Я не могу здесь входить в рассмотрение этого явления, но думаю, что оно связано с мало выясненным в биохимии явлением, несмотря на большую литературу, о физическом характере воды, которая играет основную роль в составе живого вещества. Есть организмы, например, медузы, которые заключают до 99,7 % воды по весу.
Мне кажется, наиболее глубоко научное понимание воды в биосфере было сделано в почвоведении, где различают несколько совершенно различных вод[256]. Как известно, вода есть тело полиморфное, изотопно различное и в капиллярах, в тонких слоях в той воде, которая соприкасается с твердым веществом, весьма вероятно, в почве, а должно быть, и в организме, она принадлежит к воде VI, которая плавится, переходит в жидкое состояние при +80° (горячий лед Таманна)[257]. Бактерии могут жить в капиллярах, где с такой водой они должны встречаться.
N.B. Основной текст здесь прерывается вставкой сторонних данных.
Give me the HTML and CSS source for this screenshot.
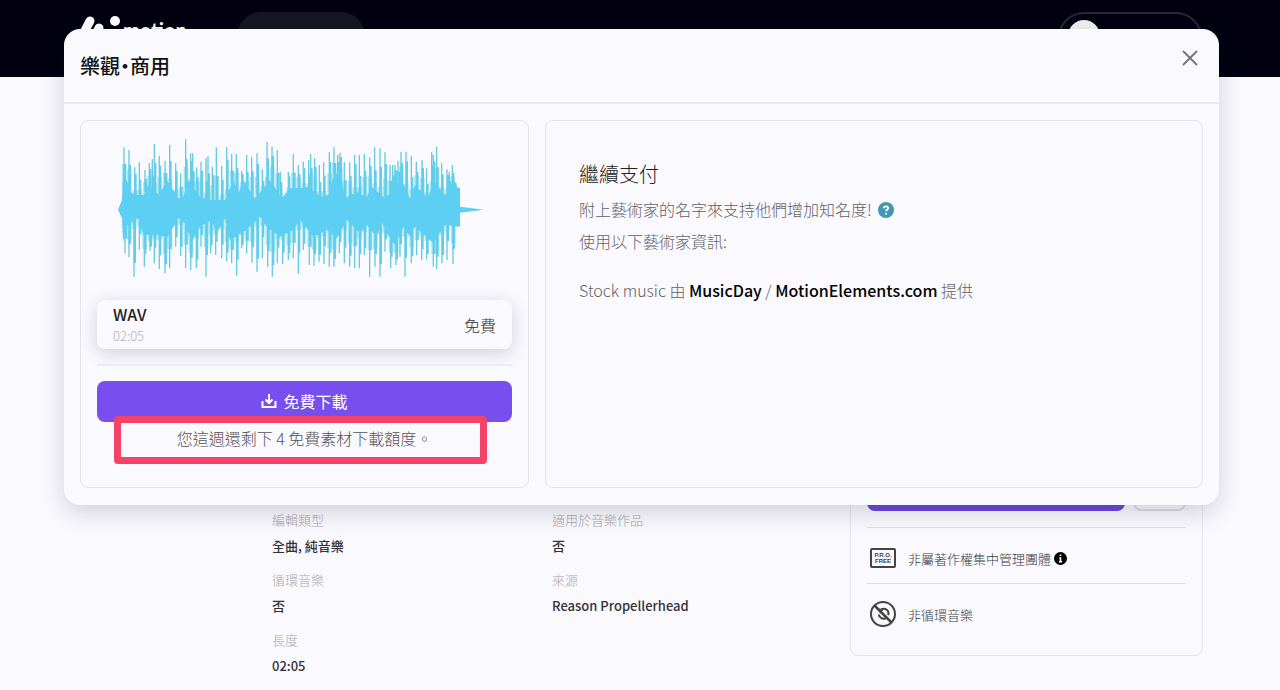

Характер воды микробов, сколько знаю, совсем не изучен. Для них всемирное тяготение со всеми бесчисленными и основными его следствиями отходит на второй план и в нем господствуют молекулярные и атомные силы. Этот невидимый и чуждый нам живой мир был открыт и изучен в своих основах голландским ученым, купцом и мыслителем А. Левенгуком (1632–1723), современником Ньютона. Это одно из основных открытий естествознания (см. § 23).
Я не знаю отношения Ньютона к открытиям Левенгука и к тем выводам, которые он из них делал. О работах Левенгука он, конечно, знал, так как они печатались Королевским обществом в Лондоне, президентом которого был Ньютон до своей смерти. Но другой современник Ньютона и Левенгука, голландец X. Гюйгенс (1629–1695) первый правильно оценил эти явления с той точки зрения, которая нас интересует. Гюйгенс, который своей поправкой – научной теорией светового эфира – сделал приемлемыми законы Ньютона для XVIII–XIX веков, в то же самое время глубоко понял значение работ Левенгука, опыты которого он с ним переделывал. Значение Гюйгенса в этой области до сих пор не учтено. Ниже (§ 22) я пытаюсь поставить его на свое место.
В этом – втором – атомном микроскопическом разрезе мира и человек может сложным, но точным путем изучать атомы, те естественные тела, которые, по нашему представлению, в наш век научного атомизма лежат в основе понимания природы.